● **PROBLEM TO SOLVE**
Go through the listing and pick out each line with the word "page" in it.

● **DATASET RECORDS**
━━━━━━━━━━━━━━━━

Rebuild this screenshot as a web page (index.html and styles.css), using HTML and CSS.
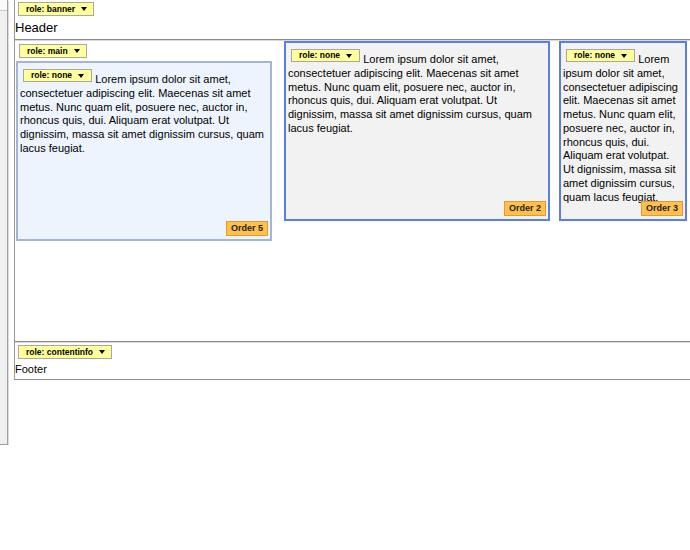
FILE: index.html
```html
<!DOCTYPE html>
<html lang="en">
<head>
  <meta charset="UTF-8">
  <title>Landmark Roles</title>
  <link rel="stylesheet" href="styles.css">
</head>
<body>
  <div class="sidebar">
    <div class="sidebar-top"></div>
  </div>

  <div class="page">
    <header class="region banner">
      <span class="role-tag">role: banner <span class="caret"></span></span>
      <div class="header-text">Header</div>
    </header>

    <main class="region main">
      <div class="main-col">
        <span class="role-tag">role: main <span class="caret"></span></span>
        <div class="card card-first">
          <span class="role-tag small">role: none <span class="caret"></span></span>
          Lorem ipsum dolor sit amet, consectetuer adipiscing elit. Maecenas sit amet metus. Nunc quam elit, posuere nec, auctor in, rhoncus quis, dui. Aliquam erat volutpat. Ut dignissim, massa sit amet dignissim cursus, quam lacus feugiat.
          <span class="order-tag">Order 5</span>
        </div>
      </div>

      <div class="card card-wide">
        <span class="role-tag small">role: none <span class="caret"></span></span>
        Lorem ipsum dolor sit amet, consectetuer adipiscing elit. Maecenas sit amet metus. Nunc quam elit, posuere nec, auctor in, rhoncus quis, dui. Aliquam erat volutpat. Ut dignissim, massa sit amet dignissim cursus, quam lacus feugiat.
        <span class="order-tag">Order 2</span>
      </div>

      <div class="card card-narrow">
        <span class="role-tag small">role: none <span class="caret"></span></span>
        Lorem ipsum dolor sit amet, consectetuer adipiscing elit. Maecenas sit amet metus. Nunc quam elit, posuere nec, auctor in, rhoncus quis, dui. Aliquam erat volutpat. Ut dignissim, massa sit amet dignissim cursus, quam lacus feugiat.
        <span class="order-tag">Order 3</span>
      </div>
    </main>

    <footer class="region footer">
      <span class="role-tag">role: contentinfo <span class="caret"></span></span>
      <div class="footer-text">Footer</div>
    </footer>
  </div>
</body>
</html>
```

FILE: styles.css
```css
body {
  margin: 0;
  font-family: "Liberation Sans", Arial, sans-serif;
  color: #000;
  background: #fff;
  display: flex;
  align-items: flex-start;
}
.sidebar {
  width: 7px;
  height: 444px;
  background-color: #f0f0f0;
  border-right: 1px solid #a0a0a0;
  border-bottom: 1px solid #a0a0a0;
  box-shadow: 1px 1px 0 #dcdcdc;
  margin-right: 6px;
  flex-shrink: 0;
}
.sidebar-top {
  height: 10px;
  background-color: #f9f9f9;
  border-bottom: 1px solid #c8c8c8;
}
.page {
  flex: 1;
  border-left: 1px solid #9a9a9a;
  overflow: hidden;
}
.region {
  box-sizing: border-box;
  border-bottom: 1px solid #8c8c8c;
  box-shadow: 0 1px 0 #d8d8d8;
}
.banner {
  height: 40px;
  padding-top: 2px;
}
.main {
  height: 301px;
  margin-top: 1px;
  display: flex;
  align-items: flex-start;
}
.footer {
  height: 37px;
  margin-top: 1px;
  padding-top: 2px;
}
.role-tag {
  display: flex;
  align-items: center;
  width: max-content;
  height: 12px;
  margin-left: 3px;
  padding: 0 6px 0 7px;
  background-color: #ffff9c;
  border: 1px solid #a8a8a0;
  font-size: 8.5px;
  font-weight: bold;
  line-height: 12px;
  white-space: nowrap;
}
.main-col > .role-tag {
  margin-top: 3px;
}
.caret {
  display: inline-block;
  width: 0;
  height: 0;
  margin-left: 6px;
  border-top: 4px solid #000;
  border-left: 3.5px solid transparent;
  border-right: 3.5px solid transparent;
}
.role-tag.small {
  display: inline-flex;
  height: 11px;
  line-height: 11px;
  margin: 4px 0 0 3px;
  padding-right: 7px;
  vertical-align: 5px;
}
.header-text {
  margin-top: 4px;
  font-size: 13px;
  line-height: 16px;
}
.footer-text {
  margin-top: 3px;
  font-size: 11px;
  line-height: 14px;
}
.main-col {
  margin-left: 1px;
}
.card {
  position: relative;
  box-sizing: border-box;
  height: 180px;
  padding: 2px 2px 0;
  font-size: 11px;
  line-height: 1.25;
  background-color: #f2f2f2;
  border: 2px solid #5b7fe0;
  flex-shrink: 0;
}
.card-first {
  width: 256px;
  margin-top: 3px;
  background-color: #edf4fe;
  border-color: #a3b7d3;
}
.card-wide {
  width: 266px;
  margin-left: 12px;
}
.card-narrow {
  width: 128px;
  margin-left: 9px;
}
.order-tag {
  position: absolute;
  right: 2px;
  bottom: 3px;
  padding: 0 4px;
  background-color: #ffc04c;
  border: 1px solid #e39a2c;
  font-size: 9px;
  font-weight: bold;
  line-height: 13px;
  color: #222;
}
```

━━━━━━━━━━━━━━━━

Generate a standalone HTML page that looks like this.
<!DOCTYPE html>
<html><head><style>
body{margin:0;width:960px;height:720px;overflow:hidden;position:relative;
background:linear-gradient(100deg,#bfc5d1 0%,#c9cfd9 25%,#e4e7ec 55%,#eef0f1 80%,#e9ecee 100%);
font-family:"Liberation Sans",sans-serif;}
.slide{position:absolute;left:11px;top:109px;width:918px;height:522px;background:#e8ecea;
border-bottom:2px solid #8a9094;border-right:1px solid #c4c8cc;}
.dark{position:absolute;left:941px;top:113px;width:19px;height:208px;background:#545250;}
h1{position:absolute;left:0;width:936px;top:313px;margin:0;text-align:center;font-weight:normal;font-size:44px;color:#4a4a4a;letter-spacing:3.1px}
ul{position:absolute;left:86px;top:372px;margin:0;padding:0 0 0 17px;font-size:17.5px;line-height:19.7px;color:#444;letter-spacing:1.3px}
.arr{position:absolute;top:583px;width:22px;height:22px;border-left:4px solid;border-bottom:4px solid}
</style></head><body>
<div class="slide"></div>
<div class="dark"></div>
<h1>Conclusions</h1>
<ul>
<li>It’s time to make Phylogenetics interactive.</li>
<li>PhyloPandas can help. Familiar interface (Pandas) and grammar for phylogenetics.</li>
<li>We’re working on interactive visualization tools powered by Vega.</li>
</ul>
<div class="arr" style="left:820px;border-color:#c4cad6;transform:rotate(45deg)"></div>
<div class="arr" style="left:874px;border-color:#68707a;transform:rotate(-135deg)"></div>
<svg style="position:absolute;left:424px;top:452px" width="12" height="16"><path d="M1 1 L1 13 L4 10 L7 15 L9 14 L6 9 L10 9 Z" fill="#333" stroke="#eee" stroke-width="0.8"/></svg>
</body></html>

━━━━━━━━━━━━━━━━

● **WRITTEN SOLUTION**
Rebuild this screenshot as a web page (index.html and styles.css), using HTML and CSS.
  <div class="page">
.page {
Generate a standalone HTML page that looks like this.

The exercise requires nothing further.